The service column reveals some of the internal complexity of the building through its floor-to-ceiling windows. There is only one landing for every two floors - as Corringham is one of the few buildings in the world constructed with the elegant split-level "scissor design".

Scissor design

The architect of the building, Kenneth Frampton of Douglas Stephen & Partners, was confronted with high land costs and strict planning restrictions. The height and depth of the block had to match the outline of the Edwardian buildings that once stood on the same site. To observe these restrictions and still fit 48 apartments in the block Kenneth Frampton used the then practically new scissor design in which each up-going flat interlocks with its down-going neighbour. This design reduces the number of corridors required - there are only five to service all eight floors - and allows for a more compact construction without compromising the size of the apartments.

An added advantage of this scissor design is that all living rooms are at the western side of the block, receiving direct sunlight in the afternoon. The bedrooms are all at the opposite, quieter side, overlooking the communal garden to the east, so that residents wake up with sunlight on their pillows. This layout of the block maximises the light and natural ventilation in each flat, while the noise cross-over from living rooms to bedrooms is minimized. The split-level layout of the apartments increases the feeling of spaciousness.

Diagram of the scissor design
Diagram of the scissor design (click for larger image)

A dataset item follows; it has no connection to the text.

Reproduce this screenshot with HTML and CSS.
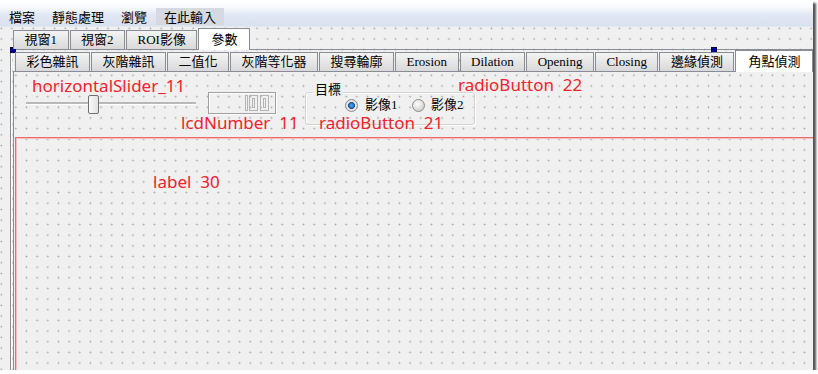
FILE: index.html
```html
<!DOCTYPE html>
<html>
<head>
<meta charset="utf-8">
<link rel="stylesheet" href="styles.css">
</head>
<body>

<div class="shot">

  <div class="menubar">
    <span class="menu">檔案</span>
    <span class="menu">靜態處理</span>
    <span class="menu">瀏覽</span>
    <span class="menu menu-new">在此輸入</span>
  </div>

  <div class="form">
    <div class="tabbar outer-bar">
      <div class="tab">視窗1</div>
      <div class="tab">視窗2</div>
      <div class="tab">ROI影像</div>
      <div class="tab active">參數</div>
    </div>

    <div class="pane outer-pane">
      <div class="tabbar inner-bar">
        <div class="tab">彩色雜訊</div>
        <div class="tab">灰階雜訊</div>
        <div class="tab">二值化</div>
        <div class="tab">灰階等化器</div>
        <div class="tab">搜尋輪廓</div>
        <div class="tab">Erosion</div>
        <div class="tab">Dilation</div>
        <div class="tab">Opening</div>
        <div class="tab">Closing</div>
        <div class="tab">邊緣偵測</div>
        <div class="tab active">角點偵測</div>
      </div>

      <!-- designer canvas: widgets sit where they were dropped -->
      <div class="pane canvas">
        <div class="slider">
          <div class="groove"></div>
          <div class="knob"></div>
        </div>

        <div class="lcd">
          <svg width="68" height="22" viewBox="0 0 68 22">
            <g fill="none" stroke="#b4b4b4" stroke-width="1">
              <rect x="37.5" y="3.5" width="2" height="15"/>
              <rect x="41.5" y="3.5" width="8" height="15"/>
              <rect x="44.5" y="6.5" width="2" height="9"/>
              <rect x="52.5" y="3.5" width="8" height="15"/>
              <rect x="55.5" y="6.5" width="2" height="9"/>
            </g>
          </svg>
        </div>

        <div class="groupbox">
          <span class="gb-title">目標</span>
        </div>
        <label class="radio r1"><span class="dot checked"></span>影像1</label>
        <label class="radio r2"><span class="dot"></span>影像2</label>

        <div class="frame">
          <span class="name n-label">label  30</span>
        </div>

        <span class="name n-slider">horizontalSlider_11</span>
        <span class="name n-lcd">lcdNumber  11</span>
        <span class="name n-r21">radioButton  21</span>
        <span class="name n-r22">radioButton  22</span>
      </div>
    </div>
  </div>

  <span class="handle h-left"></span>
  <span class="handle h-right"></span>
</div>

</body>
</html>
```

FILE: styles.css
```css
body {
  margin: 0;
  background: #fff;
  font-family: "Liberation Serif", "Noto Sans CJK TC", serif;
}

.shot {
  position: relative;
  width: 813px;
  height: 370px;
  background: #f0f0f0;
  box-shadow: 3px 3px 2px #555;
  display: flex;
  flex-direction: column;
  overflow: hidden;
}

/* menu bar */
.menubar {
  flex: none;
  height: 26px;
  padding-left: 1px;
  display: flex;
  align-items: flex-end;
  border-bottom: 1px solid #e4e8ee;
  background: linear-gradient(#ffffff 0%, #f8fafc 28%, #e2e9f4 55%, #d9e1ef 100%);
  font: 13px "Noto Sans CJK TC", sans-serif;
  color: #000;
}

.menu {
  height: 17px;
  line-height: 17px;
  padding: 0 8px;
  margin: 0 1px 1px 0;
}

.menu-new {
  background: #d5d9e1;
}

/* form with the designer grid */
.form {
  flex: 1;
  display: flex;
  flex-direction: column;
  padding: 1px 0 0 10px;
  background-color: #f0f0f0;
  background-image: radial-gradient(circle, #a4a4a4 0.6px, transparent 1.2px);
  background-size: 10.67px 10.67px;
  background-position: -4px -4px;
}

.tabbar {
  flex: none;
  height: 21px;
  display: flex;
  align-items: flex-end;
  position: relative;
  z-index: 1;
  white-space: nowrap;
}

.outer-bar {
  margin-left: 3px;
}

.inner-bar {
  margin-left: 2px;
}

.tab {
  height: 18px;
  line-height: 18px;
  padding: 0 10.5px;
  margin-right: 1px;
  border: 1px solid #898c95;
  border-bottom: none;
  background: linear-gradient(#f4f4f4, #e6e6e6 50%, #d9d9d9);
  font-size: 13px;
  color: #000;
}

.tab.active {
  height: 21px;
  line-height: 21px;
  padding: 0 12px;
  margin-bottom: -1px;
  background: #fff;
}

.pane {
  border-top: 1px solid #898c95;
  border-left: 1px solid #898c95;
}

.outer-pane {
  flex: 1;
  display: flex;
  flex-direction: column;
  padding-left: 2px;
  box-shadow: inset 1px 0 #fff;
}

.canvas {
  flex: 1;
  position: relative;
  background-color: #f0f0f0;
  background-image: radial-gradient(circle, #a4a4a4 0.6px, transparent 1.2px);
  background-size: 10.67px 10.67px;
  background-position: -3.5px -2px;
  font-size: 13px;
}

/* widgets */
.slider {
  position: absolute;
  left: 12px;
  top: 23px;
  width: 170px;
  height: 18px;
}

.groove {
  position: absolute;
  left: 0;
  right: 0;
  top: 7px;
  height: 2px;
  background: #b9b9b9;
  border-bottom: 1px solid #fff;
}

.knob {
  position: absolute;
  left: 62px;
  top: 0;
  width: 9px;
  height: 17px;
  border: 1px solid #707070;
  border-radius: 2px;
  background: linear-gradient(90deg, #fafafa, #e2e2e2);
}

.lcd {
  position: absolute;
  left: 194px;
  top: 20px;
  width: 66px;
  height: 20px;
  border: 1px solid #a0a0a0;
  box-shadow: inset 1px 1px #fff, 1px 1px #fff;
}

.lcd svg {
  display: block;
  margin: -1px;
}

.groupbox {
  position: absolute;
  left: 291px;
  top: 20px;
  width: 168px;
  height: 31px;
  border: 1px solid #d3d3d3;
  border-radius: 3px;
  box-shadow: inset 1px 1px #fff, 1px 1px #fff;
}

.gb-title {
  position: absolute;
  left: 7px;
  top: -11px;
  padding: 0 2px;
  line-height: 16px;
  background: #f0f0f0;
}

.radio {
  position: absolute;
  top: 25px;
  display: flex;
  align-items: center;
  gap: 7px;
  line-height: 16px;
}

.r1 {
  left: 331px;
}

.r2 {
  left: 398px;
  gap: 6px;
}

.dot {
  width: 11px;
  height: 11px;
  border: 1px solid #8c8c8c;
  border-radius: 50%;
  background: radial-gradient(circle at 40% 35%, #fdfdfd, #d4d4d4 70%, #c4c4c4);
}

.dot.checked {
  background: radial-gradient(circle, #4fb0f0 0, #1c6fc0 2.5px, #2a4f80 3.2px, #e8e8e8 3.8px, #d4d4d4 100%);
}

.frame {
  position: absolute;
  left: 1px;
  top: 65px;
  right: -20px;
  bottom: -20px;
  border-top: 1px solid #ef6a6a;
  border-left: 1px solid #ef6a6a;
  box-shadow: inset 1px 1px #f7bcbc;
}

.name {
  position: absolute;
  font: 17px/20px "Noto Sans", sans-serif;
  color: #f0222c;
  white-space: pre;
}

.n-label {
  left: 137px;
  top: 34px;
}

.n-slider {
  left: 18px;
  top: 4px;
}

.n-lcd {
  left: 167px;
  top: 41px;
}

.n-r21 {
  left: 305px;
  top: 41px;
}

.n-r22 {
  left: 444px;
  top: 3px;
}

/* designer selection handles */
.handle {
  position: absolute;
  width: 4px;
  height: 4px;
  background: #0000a8;
  border: 1px solid #000040;
}

.h-left {
  left: 10px;
  top: 47px;
}

.h-right {
  left: 711px;
  top: 47px;
}
```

The scissor design originates from the London County Council's Architects' Department, where it was first researched in 1955-56 under direction of David Gregory-Jones. It was tried out in the early sixties in the Tidey Street scheme in Poplar and in some blocks in the Pepys Estate in Deptford (redeveloped in 2005), but the scissor design was not widely adopted. It was first published in The Architect's Journal in 1962, when Corringham had already been designed. It is likely that Kenneth Frampton heard of the scissor design via Douglas Stephen's wife Margaret Dent, who worked at the London County Council Architects' Department in the 1950s.

Corringham's scissor design was mentioned in the DAE Technical Bulletin, issued by National Energy Services Ltd in April 2009. Corringham's layout is described as "a more complex example" of scissor design. Fortunately the method for determining the Heat Loss Perimeter, as discussed in the article, works even in this "hardest situation"!

In 2011 Corringham's scissor design was again discussed in the fourth edition of the magazine Delft Architectural Studies on Housing (DASH). DASH 4 focuses on "The Residention Floor Plan - Standard and Ideal". It discusses the origins and development of interlocking maisonettes, and describes how they resulted in extremely compact blocks with a minimum of space dedicated to access. "Efficiency through Complexity" is the fitting title of the section dedicated to Corringham and its scissor floor plan.